How to Destroy Your Marriage- The Four Horsemen of the Apocalypse

In his study of relationships, John Gottman revealed there are 4 patterns in a relationship, that when left unchecked, can actually predict divorce.  These are called the Four Horsemen of the Apocalypse.  You may be reading about the Four Horsemen for the first time and, well done, this is a good first step to understanding the destructive interactional patterns that may be present in your relationship.  

  1. Criticism occurs when one partner has a complaint about the other.  However, rather than complain about an issue/behaviour, the complaint is globalized and turns into an attack on that person’s character.  The relationship problem is therefore blamed on a personality flaw of the partner’s.  Now this does NOT mean that you can never complain to your partner.  But it means you need to learn how to complain so that your partner can hear you.  How well do you think your partner can hear you when your complaint sounds like an attack on his/her character?  Calling your partner selfish, lazy or inconsiderate when they don’t do their share of the housework is likely to shut them down or raise their defenses. 
  • Defensiveness occurs when one partner feels like they are being attacked.  It is a natural response to feeling unjustly blamed or attacked even if the speaker did not actually intend to blame or attack. In other words, if the listener perceives the message as an attack, they will become defensive.   Often times, the defensive individual either takes no amount of responsibility for their behaviours (i.e.

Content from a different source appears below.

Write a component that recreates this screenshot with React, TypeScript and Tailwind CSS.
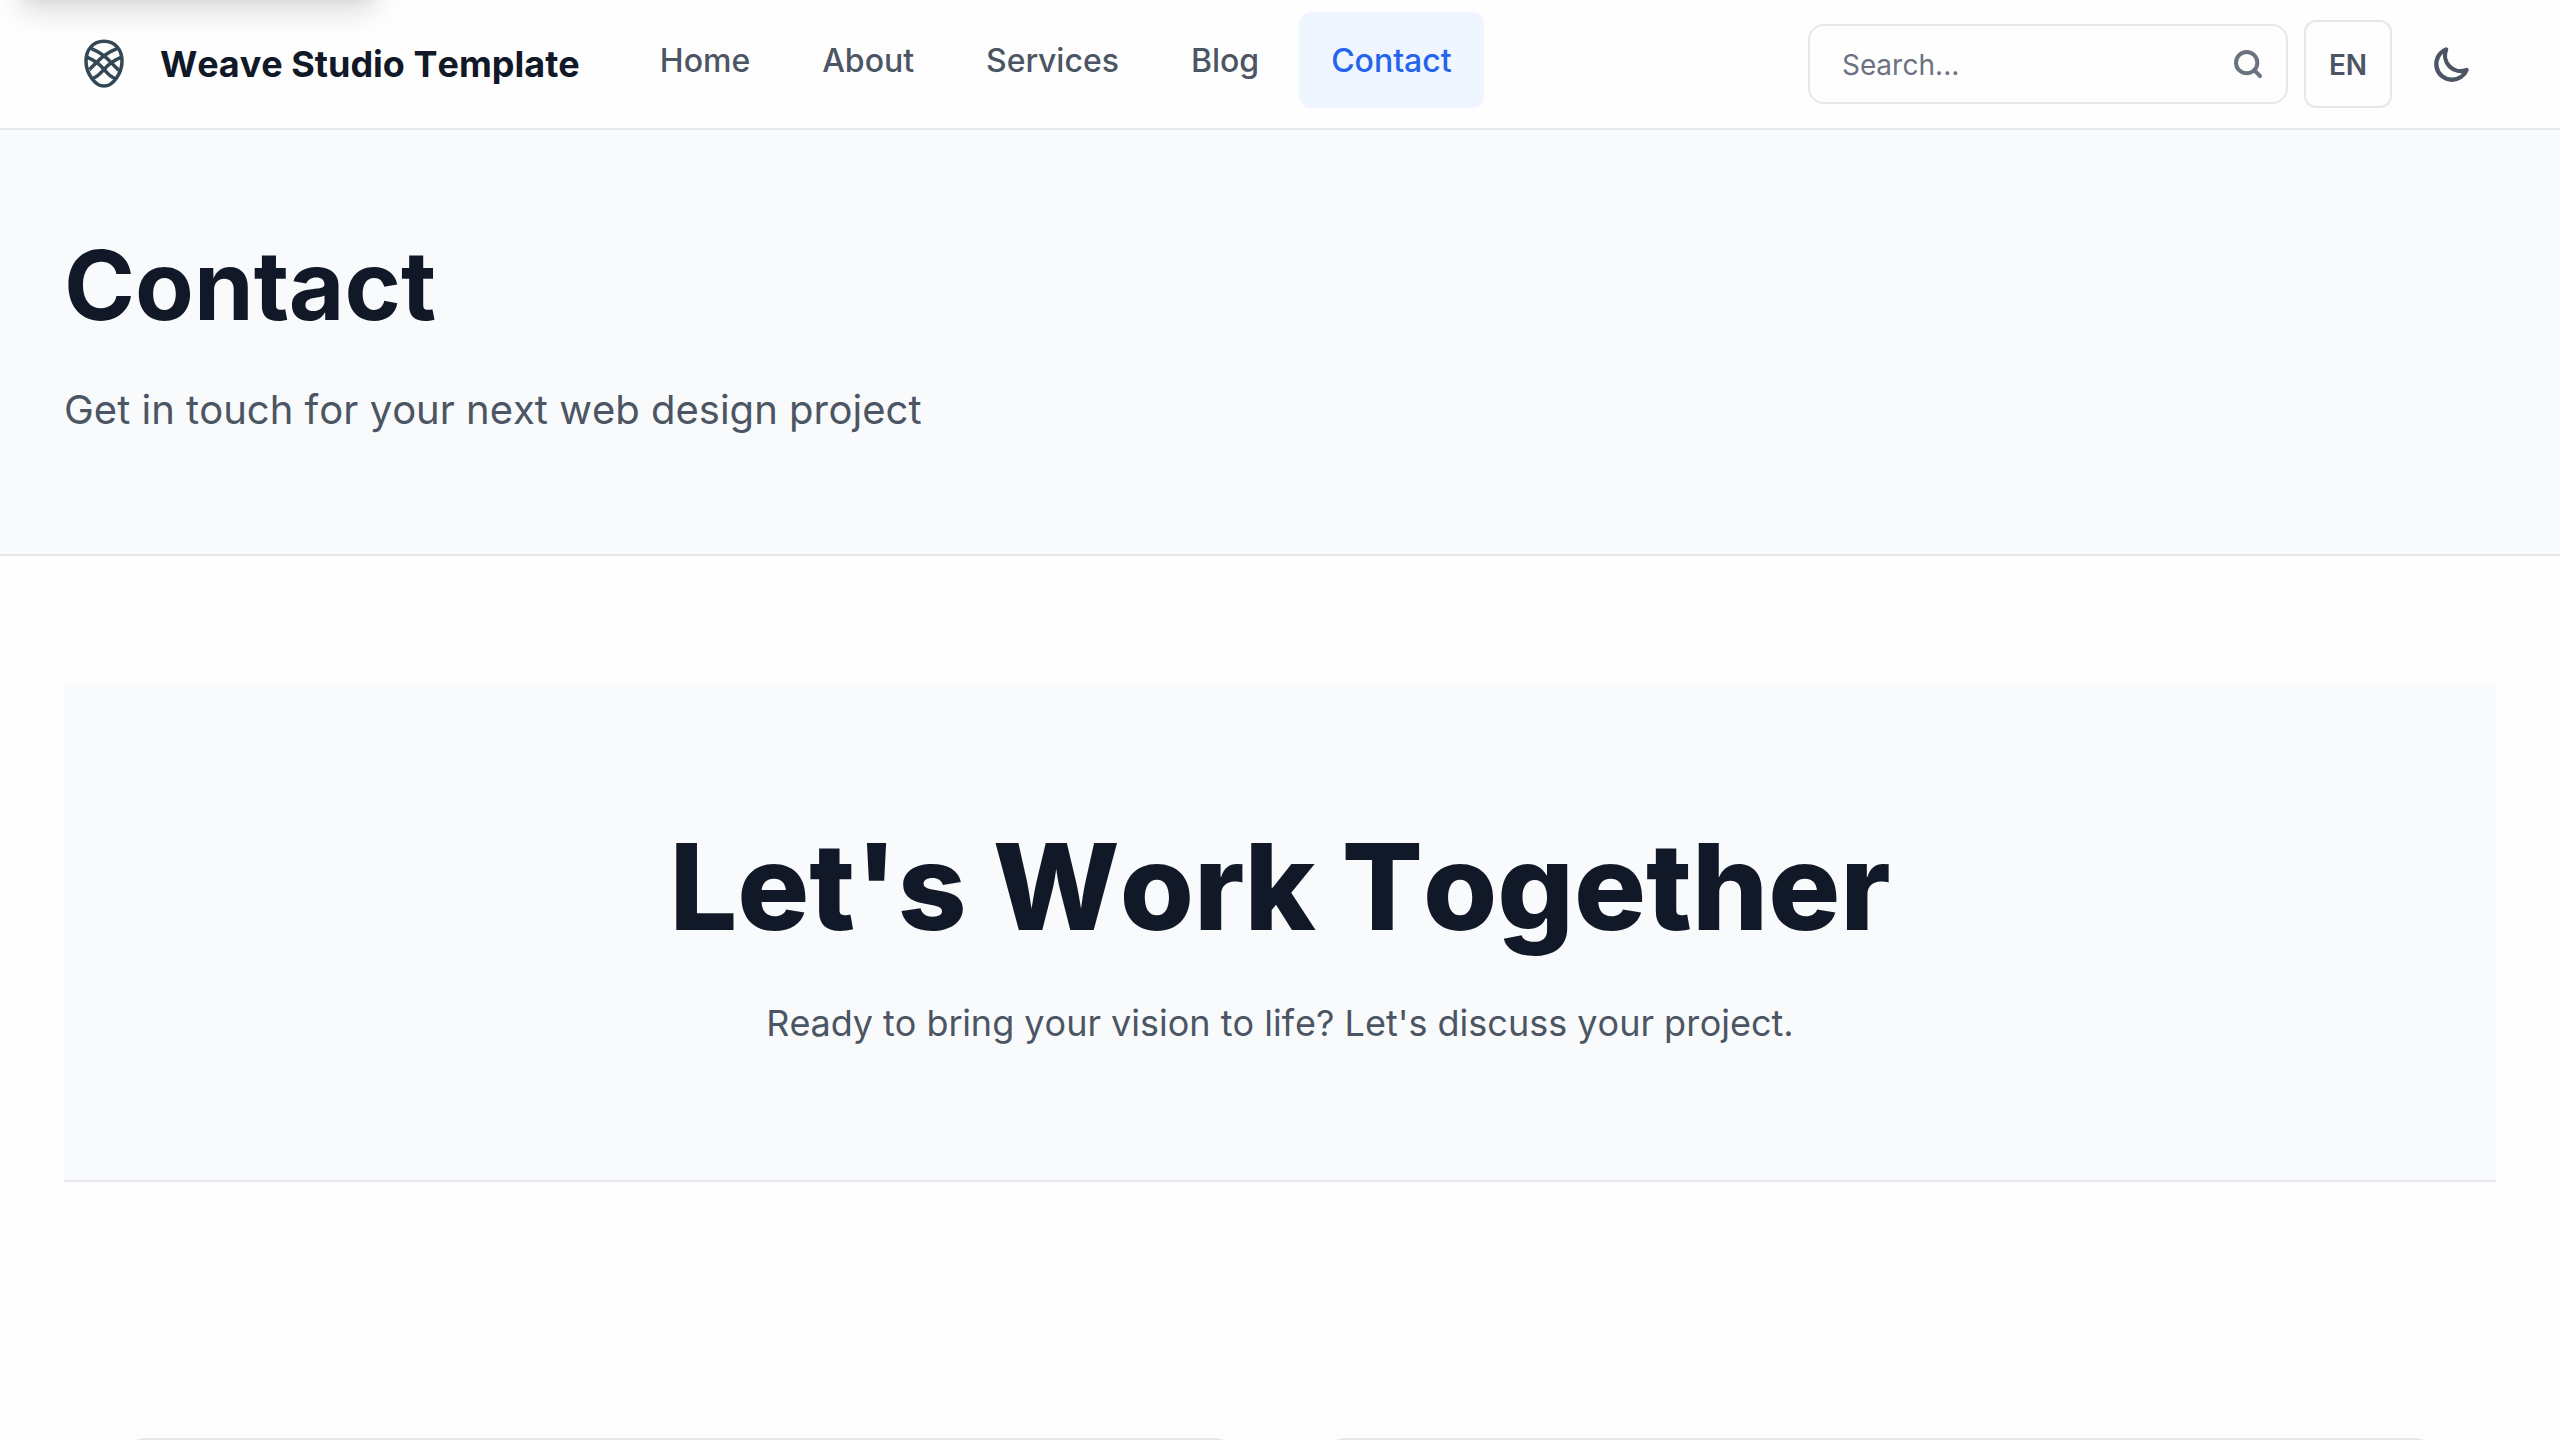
import React from "react";

const links = ["Home", "About", "Services", "Blog"];

function WeaveLogo() {
  return (
    <svg width="90" height="90" viewBox="0 0 270 270" className="mt-0.5 h-[90px] w-[90px] shrink-0" fill="none" stroke="#344755" strokeWidth="10.5">
      <path d="M132 64C165 64 186 88 186 124C186 160 159 198 132 198C105 198 78 160 78 124C78 88 99 64 132 64Z" />
      <path d="M94 86Q128 100 153 127T180 151" />
      <path d="M82 112Q112 124 132 148T165 175" />
      <path d="M171 86Q136 100 110 127T85 151" />
      <path d="M183 112Q153 124 132 148T98 175" />
    </svg>
  );
}

export default function App() {
  return (
    <div className="relative h-[1440px] w-[2560px] overflow-hidden bg-[#fefefe] font-['Inter',sans-serif] text-[#111827] [font-kerning:none]">
      <header className="flex h-[130px] items-center border-b-2 border-[#e5e7eb] pr-16 pl-[60px]">
        <WeaveLogo />
        <span className="ml-[10px] text-[36px] font-bold whitespace-nowrap">Weave Studio Template</span>
        <nav className="mt-3 ml-12 flex h-24 gap-2 self-start text-[32px] font-medium text-[#4b5563]">
          {links.map((l) => (
            <a key={l} className="flex items-center rounded-xl px-8 pt-0.5">{l}</a>
          ))}
          <a className="flex items-center rounded-xl bg-[#eff6ff] px-8 pt-0.5 text-[#2563eb]">Contact</a>
        </nav>
        <div className="ml-auto flex items-center gap-4">
          <div className="flex h-20 w-[480px] items-center justify-between rounded-2xl border-2 border-[#e5e7eb] pr-[22px] pl-8 text-[28px] text-[#6b7280]">
            <span className="pt-0.5">Search...</span>
            <svg width="32" height="32" viewBox="0 0 24 24" fill="none" stroke="currentColor" strokeWidth="3" strokeLinecap="round">
              <circle cx="11" cy="11" r="8" />
              <path d="m21 21-4.35-4.35" />
            </svg>
          </div>
          <button className="h-[88px] w-[88px] rounded-xl border-2 border-[#e5e7eb] pt-0.5 text-[28px] font-semibold text-[#4b5563]">EN</button>
          <button className="flex h-[88px] w-[88px] items-center justify-center text-[#4b5563]">
            <svg width="42" height="42" viewBox="0 0 24 24" fill="none" stroke="currentColor" strokeWidth="2.45" strokeLinecap="round" strokeLinejoin="round">
              <path d="M20.354 15.354A9 9 0 018.646 3.646 9.003 9.003 0 0012 21a9.003 9.003 0 008.354-5.646z" />
            </svg>
          </button>
        </div>
      </header>
      <section className="h-[426px] border-b-2 border-[#e5e7eb] bg-[#f9fafb] px-16 pt-24">
        <h1 className="text-[96px] leading-[118px] font-bold">Contact</h1>
        <p className="mt-[34px] text-[40px] leading-[64px] text-[#4b5563]">Get in touch for your next web design project</p>
      </section>
      <main className="px-16 pt-32">
        <section className="h-[498px] border-b-2 border-[#e5e7eb] bg-[#f9fafb] pt-32 text-center">
          <h2 className="text-[120px] leading-[150px] font-extrabold">Let's Work Together</h2>
          <p className="mt-8 text-[36px] leading-[58px] text-[#4b5563]">Ready to bring your vision to life? Let's discuss your project.</p>
        </section>
        <div className="mx-16 mt-64 grid grid-cols-2 gap-24">
          <div className="h-80 rounded-2xl border-2 border-[#e5e7eb]" />
          <div className="h-80 rounded-2xl border-2 border-[#e5e7eb]" />
        </div>
      </main>
      <div className="absolute -top-[84px] left-4 h-20 w-[364px] rounded-lg bg-white shadow-[0_20px_30px_-6px_rgba(0,0,0,0.15),0_8px_12px_-4px_rgba(0,0,0,0.05)]" />
    </div>
  );
}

You think Idon’t do my fair share of the house work?! Well what do youdo around here?!) or takes all of the responsibility (i.e. you’re right, I’m the worst and I don’t know why you’re with me).  
  • Stonewalling occurs when one partner shuts down in the midst of a conflict discussion.  Although still present physically, all of their verbal or nonverbal cues indicate they are not engaged in the conversation.  They may fall silent, fold their arms, or look away from their partner for a long period of time. This may occur for a number of reasons including attempting to control the conversation or a fear that continuing with the conversation will escalate matters even further. Finally, some people stonewall in order to calm themselves down and self-sooth. 
  • Contempt is the most destructive and toxic of the communication patterns. Contempt is evidenced verbally or non-verbally by insults, sarcasm, mocking, eye-rolling, name calling, blame and put-downs. Partner flaws are expressed loud and clear and the contemptuous speaker puts themselves in a “one-up” or superior position to their partner. Contempt is not only the most destructive and predictive of divorce, but also threatens the recipient’s immune system in the next four years! Did you know that the more contempt there is in a relationship, the more likely the receiver will be prone to infectious diseases?!

There you have it.  As you have read through this blog-post, you will most likely have recognized these behaviours in your partner.  You may have thought about how often your partner rolls his/her eyes or his/her tendencies to become defensive during an argument. 

However, read the post once again BUT this time around, have a look at yourself. How many of these behaviours are you prone to?